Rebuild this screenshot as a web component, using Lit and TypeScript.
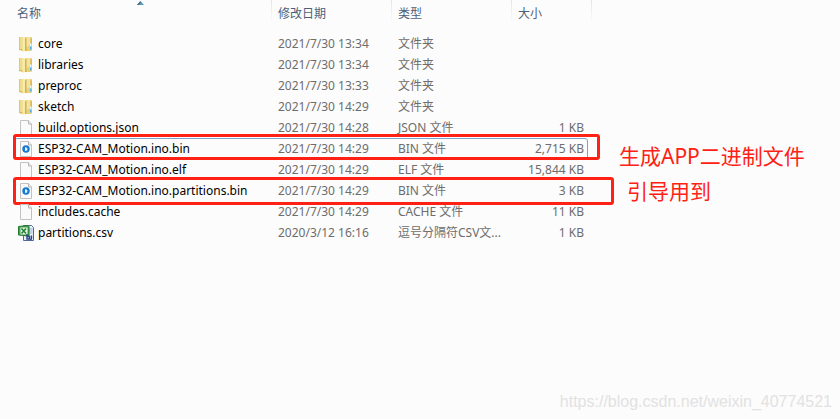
import { LitElement, html, css, svg, nothing } from "lit";
import { customElement, property } from "lit/decorators.js";
import { classMap } from "lit/directives/class-map.js";

type Kind = "folder" | "file" | "bin" | "csv";

interface Entry {
  kind: Kind;
  name: string;
  date: string;
  type: string;
  size: string;
  focused?: boolean;
  mark?: "short" | "long";
}

const entries: Entry[] = [
  { kind: "folder", name: "core", date: "2021/7/30 13:34", type: "文件夹", size: "" },
  { kind: "folder", name: "libraries", date: "2021/7/30 13:34", type: "文件夹", size: "" },
  { kind: "folder", name: "preproc", date: "2021/7/30 13:33", type: "文件夹", size: "" },
  { kind: "folder", name: "sketch", date: "2021/7/30 14:29", type: "文件夹", size: "" },
  { kind: "file", name: "build.options.json", date: "2021/7/30 14:28", type: "JSON 文件", size: "1 KB" },
  { kind: "bin", name: "ESP32-CAM_Motion.ino.bin", date: "2021/7/30 14:29", type: "BIN 文件", size: "2,715 KB", focused: true, mark: "short" },
  { kind: "file", name: "ESP32-CAM_Motion.ino.elf", date: "2021/7/30 14:29", type: "ELF 文件", size: "15,844 KB" },
  { kind: "bin", name: "ESP32-CAM_Motion.ino.partitions.bin", date: "2021/7/30 14:29", type: "BIN 文件", size: "3 KB", mark: "long" },
  { kind: "file", name: "includes.cache", date: "2021/7/30 14:29", type: "CACHE 文件", size: "11 KB" },
  { kind: "csv", name: "partitions.csv", date: "2020/3/12 16:16", type: "逗号分隔符CSV文...", size: "1 KB" },
];

const page = svg`
  <path d="M2.5 .5h8l3 3.5v11.500h-11z" fill="#fafafa" stroke="#c2c2c2"/>
  <path d="M10.500 .5v3.500h3" fill="#eee" stroke="#b4b4b4"/>`;

const drawings = {
  folder: svg`
    <path d="M1 1h4.500v14L1 14z" fill="#f0dc8e"/>
    <path d="M1 1h1v13H1z" fill="#e2c76e"/>
    <path d="M1 13h5v2l-5-1z" fill="#d9bd5b"/>
    <path d="M7 1h6q1 0 1 1v12l-1 1H7z" fill="#ead07a"/>
    <path d="M7 1h5v8L7 12z" fill="#f3e3a0"/>
    <path d="M8.500 1v14H5l1-11z" fill="#d4b24c"/>
    <path d="M4.500 2L7 1v14l-2.500 1z" fill="#f8eba8"/>
    <path d="M12.500 2.500h1.500v11.500h-1.500z" fill="#d9b958"/>
    <path d="M12 7.500h1.500v6H12z" fill="#e9f6fa"/>
    <path d="M12 10.500h1.500v3H12z" fill="#4aaee0"/>`,
  file: page,
  bin: svg`${page}
    <circle cx="8" cy="8" r="3.700" fill="#1679cf"/>
    <path d="M7 6l2.400 1-.2 2.600L7 10z" fill="#e8f4ff"/>`,
  csv: svg`
    <path d="M5.500 .5h8l2 2v13h-10z" fill="#e9eff8" stroke="#50699d"/>
    <path d="M11 4h3.500M11 6h3.500M11 8h3.500" stroke="#9db0d1"/>
    <path d="M.5 1.500l9-1 1.500 1v9.500l-10.500-1z" fill="#3fa548" stroke="#25762e"/>
    <path d="M2.500 2.500h7v7h-7z" fill="#edf8e8"/>
    <path d="M3.500 3.500l4.500 5M8 3.500L3.500 8.500" stroke="#28823a" stroke-width="1.700"/>
    <path d="M9 9v5h2.500v-2.500H9M13.500 10.500v3l-1 1.500" fill="none" stroke="#2b4688" stroke-width="1.400"/>`,
};

@customElement("file-icon")
export class FileIcon extends LitElement {
  @property() kind: Kind = "file";

  static styles = css`
    :host { display: block; width: 16px; height: 16px; flex: none; }
    svg { display: block; }
  `;

  render() {
    return html`<svg width="16" height="16" viewBox="0 0 16 16" aria-hidden="true">${drawings[this.kind]}</svg>`;
  }
}

@customElement("app-root")
export class AppRoot extends LitElement {
  static styles = css`
    :host {
      display: block;
      position: relative;
      min-height: 100vh;
      background: #fcfcfc;
      color: #6d6d6d;
      font: 12px/21px "Noto Sans", "Noto Sans CJK SC", sans-serif;
    }
    .listing {
      width: 592px;
      table-layout: fixed;
      border-collapse: separate;
      border-spacing: 0;
    }
    .name-col { width: 272px; }
    .mid-col { width: 120px; }
    .size-col { width: 80px; }
    th {
      position: relative;
      height: 24px;
      padding: 0;
      font-weight: 400;
      text-align: left;
      background: linear-gradient(#dde7f2, #fcfcfc) right / 1px 100% no-repeat;
    }
    .sort {
      display: block;
      width: 100%;
      padding: 3px 0 0 6px;
      border: 0;
      background: none;
      color: #4c607a;
      font: inherit;
      text-align: left;
    }
    .first { padding-left: 17px; }
    .arrow { position: absolute; top: 1px; left: 50%; display: block; }
    .spacer td { height: 9px; }
    td { height: 21px; padding: 0 0 0 6px; white-space: nowrap; }
    .name { padding-left: 18px; }
    .label { display: flex; align-items: center; gap: 4px; color: #000; }
    .size { padding: 0 8px 0 0; text-align: right; }
    .row { position: relative; }
    .focus-ring {
      position: absolute;
      inset: 0 4px -1px 14px;
      border: 1px solid #7da2ce;
      border-radius: 3px;
    }
    .mark {
      position: absolute;
      top: -4px;
      bottom: -1px;
      left: 13px;
      right: -8px;
      border: 3px solid #ff2113;
      border-radius: 3px;
    }
    .long { top: -3px; bottom: -4px; right: -22px; }
    .notes {
      position: absolute;
      top: 139px;
      left: 619px;
      color: #ff2113;
      font-size: 21px;
      line-height: 35px;
      white-space: nowrap;
    }
    .notes p { margin: 0; }
    .indent { padding-left: 8px; }
    .watermark {
      position: absolute;
      right: 8px;
      bottom: 7px;
      color: #e2e2e2;
      font: 16px/20px "Liberation Sans", sans-serif;
      text-decoration: none;
    }
  `;

  render() {
    return html`
      <table class="listing">
        <colgroup>
          <col class="name-col" /><col class="mid-col" /><col class="mid-col" /><col class="size-col" />
        </colgroup>
        <thead>
          <tr>
            <th aria-sort="ascending">
              <button class="sort first">名称</button>
              <svg class="arrow" width="9" height="4" viewBox="0 0 9 4" aria-hidden="true">
                <path d="M1 4l3.500-4L8 4z" fill="#5d9bb8" />
                <path d="M1 4l3.500-4v1.500L3 4z" fill="#3b6780" />
              </svg>
            </th>
            <th><button class="sort">修改日期</button></th>
            <th><button class="sort">类型</button></th>
            <th><button class="sort">大小</button></th>
          </tr>
        </thead>
        <tbody>
          <tr class="spacer" aria-hidden="true"><td colspan="4"></td></tr>
          ${entries.map((e) => html`
            <tr class="row">
              <td class="name">
                <span class="label"><file-icon .kind=${e.kind}></file-icon>${e.name}</span>
                ${e.focused ? html`<span class="focus-ring"></span>` : nothing}
                ${e.mark ? html`<span class=${classMap({ mark: true, long: e.mark === "long" })}></span>` : nothing}
              </td>
              <td>${e.date}</td>
              <td>${e.type}</td>
              <td class="size">${e.size}</td>
            </tr>`)}
        </tbody>
      </table>
      <div class="notes">
        <p>生成APP二进制文件</p>
        <p class="indent">引导用到</p>
      </div>
      <a class="watermark" href="https://blog.csdn.net/weixin_40774521">https://blog.csdn.net/weixin_40774521</a>
    `;
  }
}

*DIRECTION:* From the data above, write out everything exactly except the pictures.

*SOLUTION FOR THIS PROBLEM:*
Rebuild this screenshot as a web component, using Lit and TypeScript.
import { LitElement, html, css, svg, nothing } from "lit";
import { customElement, property } from "lit/decorators.js";
import { classMap } from "lit/directives/class-map.js";

type Kind = "folder" | "file" | "bin" | "csv";

interface Entry {
  kind: Kind;
  name: string;
  date: string;
  type: string;
  size: string;
  focused?: boolean;
  mark?: "short" | "long";
}

const entries: Entry[] = [
  { kind: "folder", name: "core", date: "2021/7/30 13:34", type: "文件夹", size: "" },
  { kind: "folder", name: "libraries", date: "2021/7/30 13:34", type: "文件夹", size: "" },
  { kind: "folder", name: "preproc", date: "2021/7/30 13:33", type: "文件夹", size: "" },
  { kind: "folder", name: "sketch", date: "2021/7/30 14:29", type: "文件夹", size: "" },
  { kind: "file", name: "build.options.json", date: "2021/7/30 14:28", type: "JSON 文件", size: "1 KB" },
  { kind: "bin", name: "ESP32-CAM_Motion.ino.bin", date: "2021/7/30 14:29", type: "BIN 文件", size: "2,715 KB", focused: true, mark: "short" },
  { kind: "file", name: "ESP32-CAM_Motion.ino.elf", date: "2021/7/30 14:29", type: "ELF 文件", size: "15,844 KB" },
  { kind: "bin", name: "ESP32-CAM_Motion.ino.partitions.bin", date: "2021/7/30 14:29", type: "BIN 文件", size: "3 KB", mark: "long" },
  { kind: "file", name: "includes.cache", date: "2021/7/30 14:29", type: "CACHE 文件", size: "11 KB" },
  { kind: "csv", name: "partitions.csv", date: "2020/3/12 16:16", type: "逗号分隔符CSV文...", size: "1 KB" },
];

const page = svg`
  <path d="M2.5 .5h8l3 3.5v11.500h-11z" fill="#fafafa" stroke="#c2c2c2"/>
  <path d="M10.500 .5v3.500h3" fill="#eee" stroke="#b4b4b4"/>`;

const drawings = {
  folder: svg`
    <path d="M1 1h4.500v14L1 14z" fill="#f0dc8e"/>
    <path d="M1 1h1v13H1z" fill="#e2c76e"/>
    <path d="M1 13h5v2l-5-1z" fill="#d9bd5b"/>
    <path d="M7 1h6q1 0 1 1v12l-1 1H7z" fill="#ead07a"/>
    <path d="M7 1h5v8L7 12z" fill="#f3e3a0"/>
    <path d="M8.500 1v14H5l1-11z" fill="#d4b24c"/>
    <path d="M4.500 2L7 1v14l-2.500 1z" fill="#f8eba8"/>
    <path d="M12.500 2.500h1.500v11.500h-1.500z" fill="#d9b958"/>
    <path d="M12 7.500h1.500v6H12z" fill="#e9f6fa"/>
    <path d="M12 10.500h1.500v3H12z" fill="#4aaee0"/>`,
  file: page,
  bin: svg`${page}
    <circle cx="8" cy="8" r="3.700" fill="#1679cf"/>
    <path d="M7 6l2.400 1-.2 2.600L7 10z" fill="#e8f4ff"/>`,
  csv: svg`
    <path d="M5.500 .5h8l2 2v13h-10z" fill="#e9eff8" stroke="#50699d"/>
    <path d="M11 4h3.500M11 6h3.500M11 8h3.500" stroke="#9db0d1"/>
    <path d="M.5 1.500l9-1 1.500 1v9.500l-10.500-1z" fill="#3fa548" stroke="#25762e"/>
    <path d="M2.500 2.500h7v7h-7z" fill="#edf8e8"/>
    <path d="M3.500 3.500l4.500 5M8 3.500L3.500 8.500" stroke="#28823a" stroke-width="1.700"/>
    <path d="M9 9v5h2.500v-2.500H9M13.500 10.500v3l-1 1.500" fill="none" stroke="#2b4688" stroke-width="1.400"/>`,
};

@customElement("file-icon")
export class FileIcon extends LitElement {
  @property() kind: Kind = "file";

  static styles = css`
    :host { display: block; width: 16px; height: 16px; flex: none; }
    svg { display: block; }
  `;

  render() {
    return html`<svg width="16" height="16" viewBox="0 0 16 16" aria-hidden="true">${drawings[this.kind]}</svg>`;
  }
}

@customElement("app-root")
export class AppRoot extends LitElement {
  static styles = css`
    :host {
      display: block;
      position: relative;
      min-height: 100vh;
      background: #fcfcfc;
      color: #6d6d6d;
      font: 12px/21px "Noto Sans", "Noto Sans CJK SC", sans-serif;
    }
    .listing {
      width: 592px;
      table-layout: fixed;
      border-collapse: separate;
      border-spacing: 0;
    }
    .name-col { width: 272px; }
    .mid-col { width: 120px; }
    .size-col { width: 80px; }
    th {
      position: relative;
      height: 24px;
      padding: 0;
      font-weight: 400;
      text-align: left;
      background: linear-gradient(#dde7f2, #fcfcfc) right / 1px 100% no-repeat;
    }
    .sort {
      display: block;
      width: 100%;
      padding: 3px 0 0 6px;
      border: 0;
      background: none;
      color: #4c607a;
      font: inherit;
      text-align: left;
    }
    .first { padding-left: 17px; }
    .arrow { position: absolute; top: 1px; left: 50%; display: block; }
    .spacer td { height: 9px; }
    td { height: 21px; padding: 0 0 0 6px; white-space: nowrap; }
    .name { padding-left: 18px; }
    .label { display: flex; align-items: center; gap: 4px; color: #000; }
    .size { padding: 0 8px 0 0; text-align: right; }
    .row { position: relative; }
    .focus-ring {
      position: absolute;
      inset: 0 4px -1px 14px;
      border: 1px solid #7da2ce;
      border-radius: 3px;
    }
    .mark {
      position: absolute;
      top: -4px;
      bottom: -1px;
      left: 13px;
      right: -8px;
      border: 3px solid #ff2113;
      border-radius: 3px;
    }
    .long { top: -3px; bottom: -4px; right: -22px; }
    .notes {
      position: absolute;
      top: 139px;
      left: 619px;
      color: #ff2113;
      font-size: 21px;
      line-height: 35px;
      white-space: nowrap;
    }
    .notes p { margin: 0; }
    .indent { padding-left: 8px; }
    .watermark {
      position: absolute;
      right: 8px;
      bottom: 7px;
      color: #e2e2e2;
      font: 16px/20px "Liberation Sans", sans-serif;
      text-decoration: none;
    }
  `;

  render() {
    return html`
      <table class="listing">
        <colgroup>
          <col class="name-col" /><col class="mid-col" /><col class="mid-col" /><col class="size-col" />
        </colgroup>
        <thead>
          <tr>
            <th aria-sort="ascending">
              <button class="sort first">名称</button>
              <svg class="arrow" width="9" height="4" viewBox="0 0 9 4" aria-hidden="true">
                <path d="M1 4l3.500-4L8 4z" fill="#5d9bb8" />
                <path d="M1 4l3.500-4v1.500L3 4z" fill="#3b6780" />
              </svg>
            </th>
            <th><button class="sort">修改日期</button></th>
            <th><button class="sort">类型</button></th>
            <th><button class="sort">大小</button></th>
          </tr>
        </thead>
        <tbody>
          <tr class="spacer" aria-hidden="true"><td colspan="4"></td></tr>
          ${entries.map((e) => html`
            <tr class="row">
              <td class="name">
                <span class="label"><file-icon .kind=${e.kind}></file-icon>${e.name}</span>
                ${e.focused ? html`<span class="focus-ring"></span>` : nothing}
                ${e.mark ? html`<span class=${classMap({ mark: true, long: e.mark === "long" })}></span>` : nothing}
              </td>
              <td>${e.date}</td>
              <td>${e.type}</td>
              <td class="size">${e.size}</td>
            </tr>`)}
        </tbody>
      </table>
      <div class="notes">
        <p>生成APP二进制文件</p>
        <p class="indent">引导用到</p>
      </div>
      <a class="watermark" href="https://blog.csdn.net/weixin_40774521">https://blog.csdn.net/weixin_40774521</a>
    `;
  }
}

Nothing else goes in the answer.